Ernest Milmore Stires (May 20, 1866 - February 12, 1951) was the third Bishop of Long Island in the Episcopal Church from 1925 to 1942.

==Early life and education==
Stires was born in Norfolk, Virginia on May 20, 1866, son of Van Rensselaer West Stires and Lettie M. Milmore. He was a graduate of the Episcopal High School in Alexandria, Virginia, Virginia Theological Seminary, and the University of Virginia where he was a member of Phi Kappa Psi and the Virginia Glee Club. Stires later served as Phi Kappa Psi's seventh national President.

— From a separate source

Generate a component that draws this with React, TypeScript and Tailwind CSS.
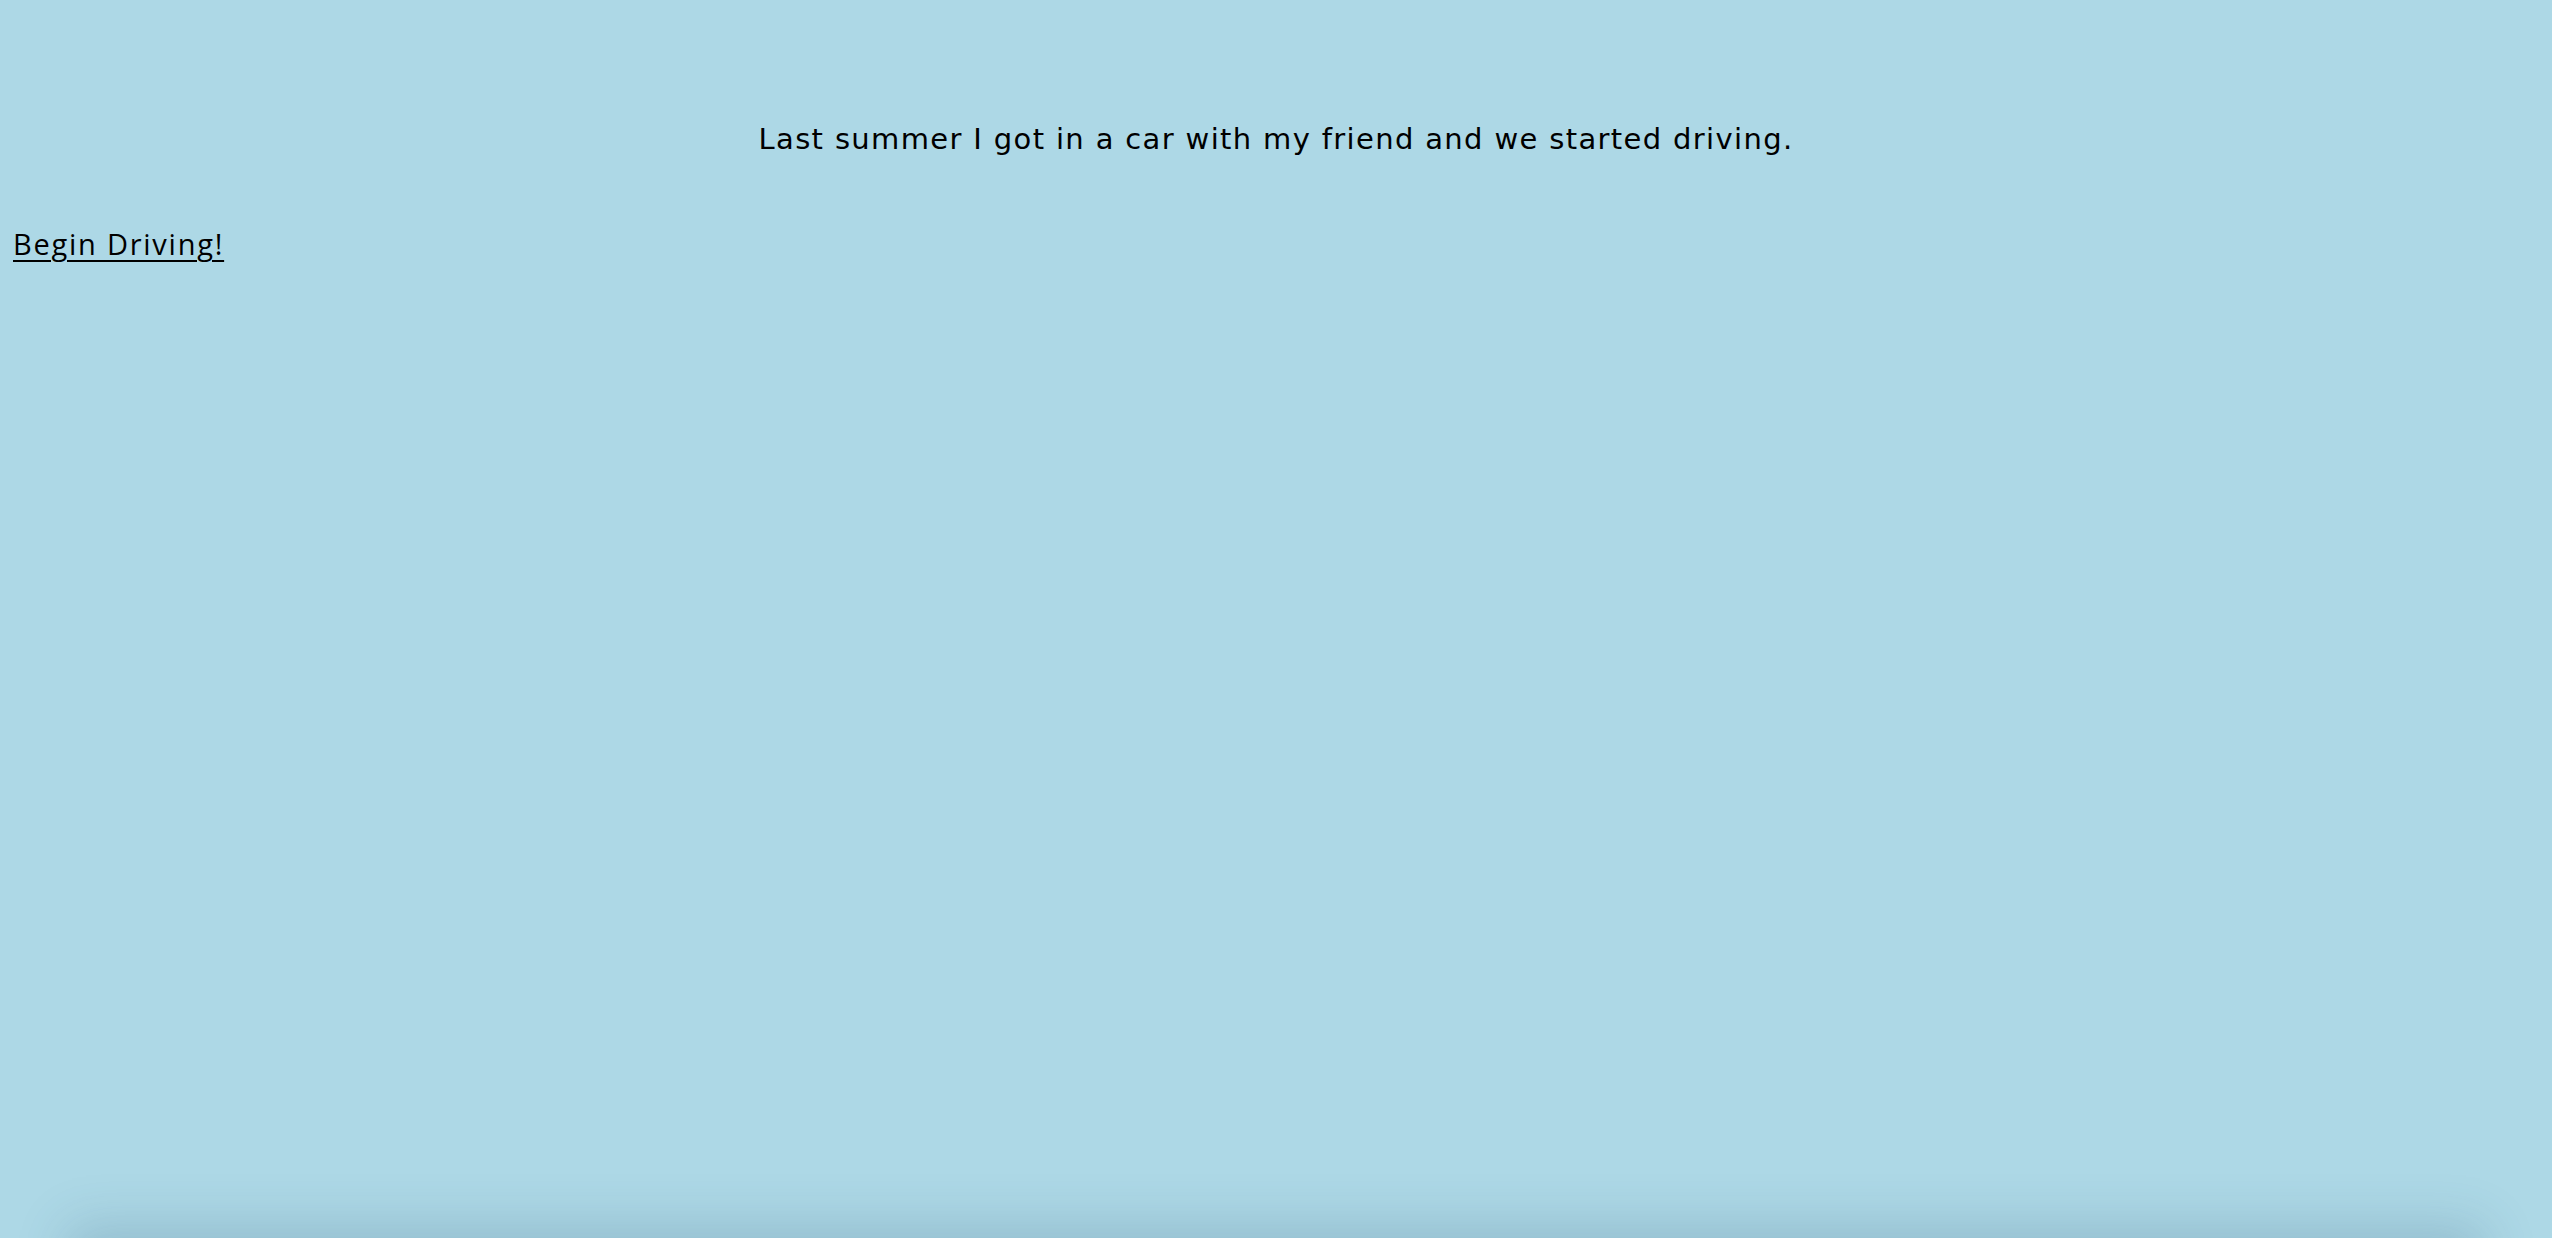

He graduated with a Bachelor of Letters from the University of Virginia in 1888. He was awarded a Doctor of Divinity from Virginia Theological Seminary in 1901, Doctor of Humane Letters from Kenyon College in 1903, Doctor of Laws from New York University, Doctor of Civil Law from University of King's College and Doctor of Sacred Theology from Columbia University, all in 1926.

==Ordained ministry==
He was ordained deacon on June 26, 1891, by the Bishop of Virginia Francis McNeece Whittle, and then served as rector of St John's Church in West Point, Virginia. He was ordained priest on June 24, 1892, by the Bishop of Southern Virginia Alfred Magill Randolph, and briefly served in the Church of the Good Shepherd in Augusta, Georgia before moving to Chicago to serve as curate and then rector of Grace Church in 1893. On November 1, 1901, he became rector of St Thomas's Church in New York City where he served until 1925 with a brief absence for when he served in France in the First World War. He served as deputy to the General Convention from 1910 to 1925 and was a member of National Council.

==Episcopacy==
Stires was elected Coadjutor Bishop of Long Island in May 1925. However, by the time of his consecration, the incumbent diocesan bishop, Frederick Burgess, had died, and hence Stires was consecrated as the third Bishop of Long Island on November 24, 1925, by Presiding Bishop Ethelbert Talbot.